--- WRITTEN TASK ---
Extract every line that contains the string "index".
• • • • •
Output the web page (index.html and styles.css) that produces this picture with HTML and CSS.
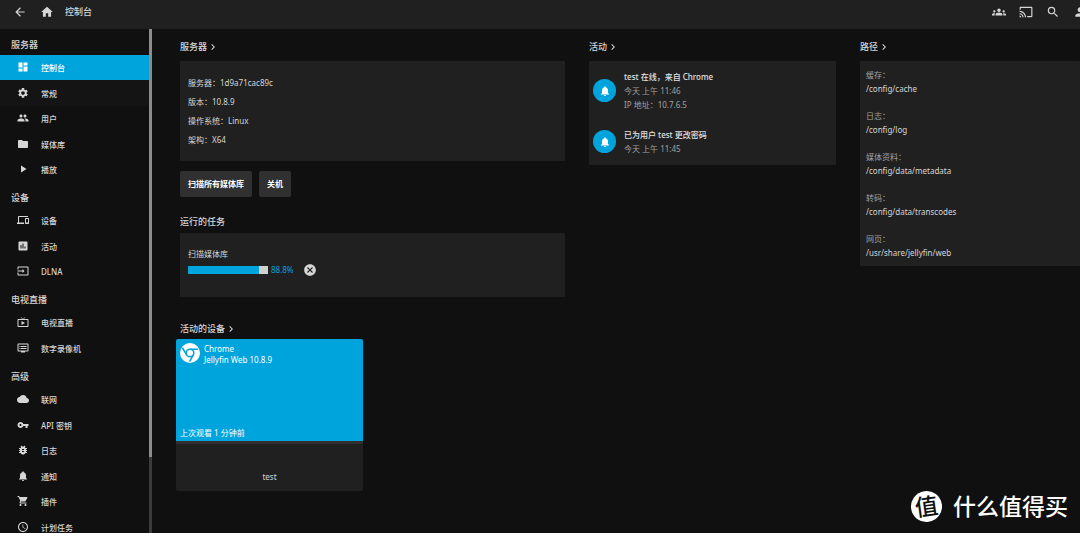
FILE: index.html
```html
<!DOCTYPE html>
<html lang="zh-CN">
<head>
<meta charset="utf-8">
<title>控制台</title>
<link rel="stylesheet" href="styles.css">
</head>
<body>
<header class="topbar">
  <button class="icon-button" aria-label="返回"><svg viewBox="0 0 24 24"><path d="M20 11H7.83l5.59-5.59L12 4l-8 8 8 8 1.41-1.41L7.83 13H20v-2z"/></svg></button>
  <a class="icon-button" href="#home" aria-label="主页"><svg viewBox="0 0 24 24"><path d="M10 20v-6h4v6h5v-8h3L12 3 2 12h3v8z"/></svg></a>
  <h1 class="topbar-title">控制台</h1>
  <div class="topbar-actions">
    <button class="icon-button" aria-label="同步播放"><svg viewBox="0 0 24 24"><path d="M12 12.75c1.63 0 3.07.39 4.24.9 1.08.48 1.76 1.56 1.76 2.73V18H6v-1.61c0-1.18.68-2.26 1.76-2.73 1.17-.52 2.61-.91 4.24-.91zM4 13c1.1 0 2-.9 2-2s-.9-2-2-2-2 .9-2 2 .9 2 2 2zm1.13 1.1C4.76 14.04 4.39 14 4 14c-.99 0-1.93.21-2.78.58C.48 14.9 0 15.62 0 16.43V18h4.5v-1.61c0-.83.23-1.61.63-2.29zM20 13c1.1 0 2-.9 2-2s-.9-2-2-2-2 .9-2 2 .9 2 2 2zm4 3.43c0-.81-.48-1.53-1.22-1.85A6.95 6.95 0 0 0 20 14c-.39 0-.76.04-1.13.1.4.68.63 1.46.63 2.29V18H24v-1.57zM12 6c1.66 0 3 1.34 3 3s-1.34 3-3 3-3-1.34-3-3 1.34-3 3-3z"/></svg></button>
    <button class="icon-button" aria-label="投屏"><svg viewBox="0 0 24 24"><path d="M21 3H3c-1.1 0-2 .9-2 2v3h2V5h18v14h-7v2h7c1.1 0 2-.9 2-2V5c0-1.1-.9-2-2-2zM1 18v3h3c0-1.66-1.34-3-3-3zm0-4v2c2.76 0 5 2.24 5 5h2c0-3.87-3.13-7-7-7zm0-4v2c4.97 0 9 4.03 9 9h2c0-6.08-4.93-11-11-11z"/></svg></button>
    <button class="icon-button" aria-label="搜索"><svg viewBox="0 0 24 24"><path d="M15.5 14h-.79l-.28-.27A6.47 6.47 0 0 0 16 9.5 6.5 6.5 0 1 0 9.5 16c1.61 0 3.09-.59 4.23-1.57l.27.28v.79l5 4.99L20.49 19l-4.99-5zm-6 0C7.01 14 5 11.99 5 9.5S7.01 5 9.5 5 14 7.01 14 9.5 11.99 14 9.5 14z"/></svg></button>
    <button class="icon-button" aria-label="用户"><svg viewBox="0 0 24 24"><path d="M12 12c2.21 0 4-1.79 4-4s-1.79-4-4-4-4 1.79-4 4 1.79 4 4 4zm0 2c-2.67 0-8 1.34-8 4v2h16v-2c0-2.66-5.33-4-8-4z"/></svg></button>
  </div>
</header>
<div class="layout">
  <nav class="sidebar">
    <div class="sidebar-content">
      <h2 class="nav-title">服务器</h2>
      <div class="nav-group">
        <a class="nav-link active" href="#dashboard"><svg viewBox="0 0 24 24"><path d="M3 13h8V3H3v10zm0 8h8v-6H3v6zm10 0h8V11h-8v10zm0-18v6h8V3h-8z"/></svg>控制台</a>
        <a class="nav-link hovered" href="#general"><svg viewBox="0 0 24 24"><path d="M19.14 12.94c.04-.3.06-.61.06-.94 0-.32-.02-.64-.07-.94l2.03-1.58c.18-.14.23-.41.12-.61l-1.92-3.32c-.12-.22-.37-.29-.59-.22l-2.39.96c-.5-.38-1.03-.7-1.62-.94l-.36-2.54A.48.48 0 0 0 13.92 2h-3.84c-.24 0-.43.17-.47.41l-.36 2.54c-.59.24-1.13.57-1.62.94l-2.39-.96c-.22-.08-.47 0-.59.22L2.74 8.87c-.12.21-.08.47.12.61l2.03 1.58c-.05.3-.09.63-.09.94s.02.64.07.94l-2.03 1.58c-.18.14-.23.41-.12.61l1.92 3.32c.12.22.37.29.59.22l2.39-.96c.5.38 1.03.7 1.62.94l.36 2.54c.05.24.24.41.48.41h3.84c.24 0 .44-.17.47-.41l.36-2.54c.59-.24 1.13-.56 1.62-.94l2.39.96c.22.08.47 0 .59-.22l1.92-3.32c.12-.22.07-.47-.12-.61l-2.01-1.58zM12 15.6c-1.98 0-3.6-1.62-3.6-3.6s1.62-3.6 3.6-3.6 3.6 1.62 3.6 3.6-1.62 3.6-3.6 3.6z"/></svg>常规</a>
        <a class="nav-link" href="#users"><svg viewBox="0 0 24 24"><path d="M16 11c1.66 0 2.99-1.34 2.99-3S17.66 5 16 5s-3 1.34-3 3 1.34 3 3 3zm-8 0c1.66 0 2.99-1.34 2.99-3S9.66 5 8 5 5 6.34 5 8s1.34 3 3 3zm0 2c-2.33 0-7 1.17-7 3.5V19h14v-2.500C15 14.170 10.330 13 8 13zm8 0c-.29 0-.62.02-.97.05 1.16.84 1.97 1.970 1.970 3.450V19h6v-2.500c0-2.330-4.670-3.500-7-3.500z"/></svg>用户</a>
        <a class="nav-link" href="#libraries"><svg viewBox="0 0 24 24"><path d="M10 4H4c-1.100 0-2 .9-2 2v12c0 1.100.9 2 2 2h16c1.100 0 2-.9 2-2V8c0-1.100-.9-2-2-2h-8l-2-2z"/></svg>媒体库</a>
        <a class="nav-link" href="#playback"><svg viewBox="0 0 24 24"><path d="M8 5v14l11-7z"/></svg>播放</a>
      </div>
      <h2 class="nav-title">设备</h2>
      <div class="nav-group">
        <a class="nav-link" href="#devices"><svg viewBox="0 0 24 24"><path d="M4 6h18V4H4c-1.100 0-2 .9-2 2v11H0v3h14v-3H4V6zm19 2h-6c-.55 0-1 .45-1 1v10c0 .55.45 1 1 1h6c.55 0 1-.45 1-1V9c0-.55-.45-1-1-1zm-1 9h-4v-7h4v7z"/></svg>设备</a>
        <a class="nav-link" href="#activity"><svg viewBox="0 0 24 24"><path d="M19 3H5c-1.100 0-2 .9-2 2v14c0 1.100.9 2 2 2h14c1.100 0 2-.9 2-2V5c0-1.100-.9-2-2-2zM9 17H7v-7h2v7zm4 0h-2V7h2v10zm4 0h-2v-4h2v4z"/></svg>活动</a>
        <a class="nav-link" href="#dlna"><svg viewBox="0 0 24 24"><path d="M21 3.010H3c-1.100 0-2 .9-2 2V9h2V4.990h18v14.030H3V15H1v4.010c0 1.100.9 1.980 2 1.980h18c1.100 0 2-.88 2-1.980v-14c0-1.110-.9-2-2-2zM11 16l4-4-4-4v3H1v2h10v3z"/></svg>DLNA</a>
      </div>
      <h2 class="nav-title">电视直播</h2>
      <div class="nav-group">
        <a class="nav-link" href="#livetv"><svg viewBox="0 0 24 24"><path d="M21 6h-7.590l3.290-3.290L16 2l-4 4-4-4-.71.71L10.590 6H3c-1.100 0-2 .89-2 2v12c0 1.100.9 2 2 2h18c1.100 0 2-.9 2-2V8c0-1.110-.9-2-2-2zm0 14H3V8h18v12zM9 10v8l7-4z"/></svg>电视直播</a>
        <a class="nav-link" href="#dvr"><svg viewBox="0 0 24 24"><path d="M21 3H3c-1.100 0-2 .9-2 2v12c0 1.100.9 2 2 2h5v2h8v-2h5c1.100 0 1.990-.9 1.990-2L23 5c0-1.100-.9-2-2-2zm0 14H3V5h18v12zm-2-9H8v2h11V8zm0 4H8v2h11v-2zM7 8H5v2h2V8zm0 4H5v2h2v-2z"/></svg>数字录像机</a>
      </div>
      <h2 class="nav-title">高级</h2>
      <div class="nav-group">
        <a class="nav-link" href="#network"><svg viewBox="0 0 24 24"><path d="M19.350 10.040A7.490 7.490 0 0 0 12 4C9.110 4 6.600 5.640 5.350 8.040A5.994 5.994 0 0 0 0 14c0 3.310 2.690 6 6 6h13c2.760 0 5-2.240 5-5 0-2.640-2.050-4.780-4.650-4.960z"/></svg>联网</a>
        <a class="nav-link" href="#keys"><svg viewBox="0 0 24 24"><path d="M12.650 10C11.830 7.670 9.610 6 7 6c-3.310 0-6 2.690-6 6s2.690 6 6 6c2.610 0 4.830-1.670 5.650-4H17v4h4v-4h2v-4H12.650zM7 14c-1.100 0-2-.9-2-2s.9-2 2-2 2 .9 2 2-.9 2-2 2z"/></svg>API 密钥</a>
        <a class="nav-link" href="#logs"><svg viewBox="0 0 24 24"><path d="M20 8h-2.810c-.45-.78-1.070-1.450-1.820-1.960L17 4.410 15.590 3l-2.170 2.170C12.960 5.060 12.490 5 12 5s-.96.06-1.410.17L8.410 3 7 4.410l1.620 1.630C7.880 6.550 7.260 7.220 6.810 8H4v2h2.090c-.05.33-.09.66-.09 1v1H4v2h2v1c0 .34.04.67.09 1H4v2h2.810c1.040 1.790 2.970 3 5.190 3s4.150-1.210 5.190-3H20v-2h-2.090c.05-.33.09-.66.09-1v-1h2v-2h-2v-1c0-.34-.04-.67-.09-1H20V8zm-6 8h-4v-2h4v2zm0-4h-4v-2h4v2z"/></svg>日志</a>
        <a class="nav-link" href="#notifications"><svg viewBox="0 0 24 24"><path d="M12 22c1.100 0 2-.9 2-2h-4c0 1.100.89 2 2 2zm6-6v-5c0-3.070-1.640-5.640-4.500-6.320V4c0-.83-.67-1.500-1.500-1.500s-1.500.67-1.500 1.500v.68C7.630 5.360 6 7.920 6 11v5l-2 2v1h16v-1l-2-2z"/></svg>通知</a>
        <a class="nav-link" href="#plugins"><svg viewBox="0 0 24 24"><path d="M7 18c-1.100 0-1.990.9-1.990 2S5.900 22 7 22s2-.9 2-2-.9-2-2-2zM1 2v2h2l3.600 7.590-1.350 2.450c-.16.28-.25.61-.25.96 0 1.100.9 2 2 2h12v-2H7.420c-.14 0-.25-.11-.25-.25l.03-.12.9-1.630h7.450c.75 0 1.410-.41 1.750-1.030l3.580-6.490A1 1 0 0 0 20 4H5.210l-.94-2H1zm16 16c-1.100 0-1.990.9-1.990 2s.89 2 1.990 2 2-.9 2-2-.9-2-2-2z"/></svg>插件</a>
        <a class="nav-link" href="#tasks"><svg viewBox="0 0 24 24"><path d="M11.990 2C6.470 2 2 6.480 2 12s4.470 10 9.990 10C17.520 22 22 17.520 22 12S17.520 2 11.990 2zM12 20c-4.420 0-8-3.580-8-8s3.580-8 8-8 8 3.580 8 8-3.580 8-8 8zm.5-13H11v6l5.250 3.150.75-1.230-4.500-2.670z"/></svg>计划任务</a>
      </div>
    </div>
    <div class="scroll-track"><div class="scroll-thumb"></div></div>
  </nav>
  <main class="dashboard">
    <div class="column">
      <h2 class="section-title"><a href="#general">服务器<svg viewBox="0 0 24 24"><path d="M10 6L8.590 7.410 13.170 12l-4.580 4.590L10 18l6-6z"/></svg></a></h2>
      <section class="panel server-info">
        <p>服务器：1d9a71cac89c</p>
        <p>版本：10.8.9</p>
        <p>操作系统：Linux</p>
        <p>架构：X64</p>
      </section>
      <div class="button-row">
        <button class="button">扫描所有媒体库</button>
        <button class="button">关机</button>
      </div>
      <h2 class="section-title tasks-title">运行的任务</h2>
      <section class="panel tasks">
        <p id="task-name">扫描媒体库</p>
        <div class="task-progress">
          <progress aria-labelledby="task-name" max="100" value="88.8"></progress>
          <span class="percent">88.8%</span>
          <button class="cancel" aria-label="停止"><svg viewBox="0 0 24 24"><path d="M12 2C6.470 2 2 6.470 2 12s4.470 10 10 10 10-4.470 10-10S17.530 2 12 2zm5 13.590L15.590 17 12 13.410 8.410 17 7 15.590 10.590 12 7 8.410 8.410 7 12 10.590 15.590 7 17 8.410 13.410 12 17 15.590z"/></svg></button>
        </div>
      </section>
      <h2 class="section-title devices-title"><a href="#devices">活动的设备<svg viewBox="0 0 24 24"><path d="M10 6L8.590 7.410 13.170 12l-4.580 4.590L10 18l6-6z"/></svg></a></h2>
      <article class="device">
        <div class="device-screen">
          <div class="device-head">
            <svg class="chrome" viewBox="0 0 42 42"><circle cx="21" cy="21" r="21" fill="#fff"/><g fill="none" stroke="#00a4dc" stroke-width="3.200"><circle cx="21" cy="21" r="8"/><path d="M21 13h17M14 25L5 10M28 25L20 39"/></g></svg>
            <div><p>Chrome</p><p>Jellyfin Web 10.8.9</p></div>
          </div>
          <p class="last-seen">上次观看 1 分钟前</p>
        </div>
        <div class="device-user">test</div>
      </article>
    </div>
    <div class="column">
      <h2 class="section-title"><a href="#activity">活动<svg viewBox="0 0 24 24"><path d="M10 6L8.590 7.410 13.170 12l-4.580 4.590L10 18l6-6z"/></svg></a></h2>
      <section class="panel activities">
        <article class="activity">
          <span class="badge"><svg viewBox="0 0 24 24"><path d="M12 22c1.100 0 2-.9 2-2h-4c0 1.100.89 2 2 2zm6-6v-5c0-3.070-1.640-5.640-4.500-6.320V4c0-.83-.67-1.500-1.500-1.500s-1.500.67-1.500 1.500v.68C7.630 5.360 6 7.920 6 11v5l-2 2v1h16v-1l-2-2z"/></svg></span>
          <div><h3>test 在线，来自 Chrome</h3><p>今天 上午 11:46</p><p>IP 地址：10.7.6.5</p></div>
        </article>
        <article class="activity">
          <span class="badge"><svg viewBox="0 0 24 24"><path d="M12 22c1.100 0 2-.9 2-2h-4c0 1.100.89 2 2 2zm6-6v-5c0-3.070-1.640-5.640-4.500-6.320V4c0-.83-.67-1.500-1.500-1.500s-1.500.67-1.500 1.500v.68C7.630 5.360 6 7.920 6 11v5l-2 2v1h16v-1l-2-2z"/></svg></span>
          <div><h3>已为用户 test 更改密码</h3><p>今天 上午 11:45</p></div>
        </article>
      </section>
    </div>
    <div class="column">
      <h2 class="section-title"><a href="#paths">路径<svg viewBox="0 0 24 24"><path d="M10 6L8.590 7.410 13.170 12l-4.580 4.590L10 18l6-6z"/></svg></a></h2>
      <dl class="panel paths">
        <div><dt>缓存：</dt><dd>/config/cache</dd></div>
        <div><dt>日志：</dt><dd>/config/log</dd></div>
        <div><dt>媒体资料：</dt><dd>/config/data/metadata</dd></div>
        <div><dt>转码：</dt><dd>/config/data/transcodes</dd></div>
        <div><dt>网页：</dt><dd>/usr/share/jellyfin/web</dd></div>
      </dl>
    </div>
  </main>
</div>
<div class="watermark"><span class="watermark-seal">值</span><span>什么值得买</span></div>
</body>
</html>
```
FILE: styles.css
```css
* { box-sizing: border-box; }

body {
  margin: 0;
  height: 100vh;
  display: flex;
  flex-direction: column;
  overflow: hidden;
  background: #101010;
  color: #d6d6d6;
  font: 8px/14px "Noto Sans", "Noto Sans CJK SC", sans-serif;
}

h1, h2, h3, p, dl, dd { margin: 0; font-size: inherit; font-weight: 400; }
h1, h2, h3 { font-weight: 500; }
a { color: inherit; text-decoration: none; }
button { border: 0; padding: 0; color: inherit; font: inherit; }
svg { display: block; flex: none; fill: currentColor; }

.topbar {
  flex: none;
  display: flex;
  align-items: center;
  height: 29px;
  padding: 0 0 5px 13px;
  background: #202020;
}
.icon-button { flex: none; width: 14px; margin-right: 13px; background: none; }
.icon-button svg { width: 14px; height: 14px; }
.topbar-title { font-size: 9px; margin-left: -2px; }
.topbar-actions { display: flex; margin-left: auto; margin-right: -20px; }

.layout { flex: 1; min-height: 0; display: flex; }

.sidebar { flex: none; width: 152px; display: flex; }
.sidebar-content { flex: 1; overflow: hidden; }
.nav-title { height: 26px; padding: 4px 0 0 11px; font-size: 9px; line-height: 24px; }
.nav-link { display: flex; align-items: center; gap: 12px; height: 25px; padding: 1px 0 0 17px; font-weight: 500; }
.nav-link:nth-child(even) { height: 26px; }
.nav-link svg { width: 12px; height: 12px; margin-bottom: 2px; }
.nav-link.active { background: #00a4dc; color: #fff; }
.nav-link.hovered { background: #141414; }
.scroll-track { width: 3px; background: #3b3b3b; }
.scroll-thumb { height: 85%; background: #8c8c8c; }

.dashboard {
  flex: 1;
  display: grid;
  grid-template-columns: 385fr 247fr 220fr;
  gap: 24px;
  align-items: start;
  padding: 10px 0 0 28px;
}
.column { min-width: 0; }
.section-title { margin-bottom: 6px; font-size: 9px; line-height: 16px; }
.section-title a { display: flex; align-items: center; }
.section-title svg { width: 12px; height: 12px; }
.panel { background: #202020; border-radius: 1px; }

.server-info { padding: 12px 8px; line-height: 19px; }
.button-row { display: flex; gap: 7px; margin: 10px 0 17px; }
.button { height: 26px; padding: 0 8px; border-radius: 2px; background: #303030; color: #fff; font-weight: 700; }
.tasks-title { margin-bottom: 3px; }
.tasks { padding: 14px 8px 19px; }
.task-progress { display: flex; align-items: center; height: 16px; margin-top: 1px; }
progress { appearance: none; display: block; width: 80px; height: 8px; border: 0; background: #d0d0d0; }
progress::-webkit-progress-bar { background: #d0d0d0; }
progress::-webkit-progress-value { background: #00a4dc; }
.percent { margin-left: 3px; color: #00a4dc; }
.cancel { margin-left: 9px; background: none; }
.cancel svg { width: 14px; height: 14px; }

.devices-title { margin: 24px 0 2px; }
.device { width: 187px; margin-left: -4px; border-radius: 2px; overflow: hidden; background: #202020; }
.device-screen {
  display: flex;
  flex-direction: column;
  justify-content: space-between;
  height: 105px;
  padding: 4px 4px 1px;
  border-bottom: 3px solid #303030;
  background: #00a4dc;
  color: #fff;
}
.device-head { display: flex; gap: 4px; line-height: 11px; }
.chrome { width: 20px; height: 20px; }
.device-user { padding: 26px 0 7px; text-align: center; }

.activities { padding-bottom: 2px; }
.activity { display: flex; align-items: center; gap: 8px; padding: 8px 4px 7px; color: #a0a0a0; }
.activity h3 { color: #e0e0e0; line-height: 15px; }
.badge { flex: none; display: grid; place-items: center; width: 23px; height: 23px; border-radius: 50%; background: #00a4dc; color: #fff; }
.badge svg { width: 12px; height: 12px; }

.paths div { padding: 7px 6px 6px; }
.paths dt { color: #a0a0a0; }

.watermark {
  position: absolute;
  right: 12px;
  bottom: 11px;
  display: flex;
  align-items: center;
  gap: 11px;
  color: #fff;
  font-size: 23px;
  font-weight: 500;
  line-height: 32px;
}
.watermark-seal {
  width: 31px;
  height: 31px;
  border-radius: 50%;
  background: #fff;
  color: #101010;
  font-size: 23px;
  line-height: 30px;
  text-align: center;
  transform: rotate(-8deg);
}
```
• • • • •
--- TASK RESPONSE ---
Output the web page (index.html and styles.css) that produces this picture with HTML and CSS.
FILE: index.html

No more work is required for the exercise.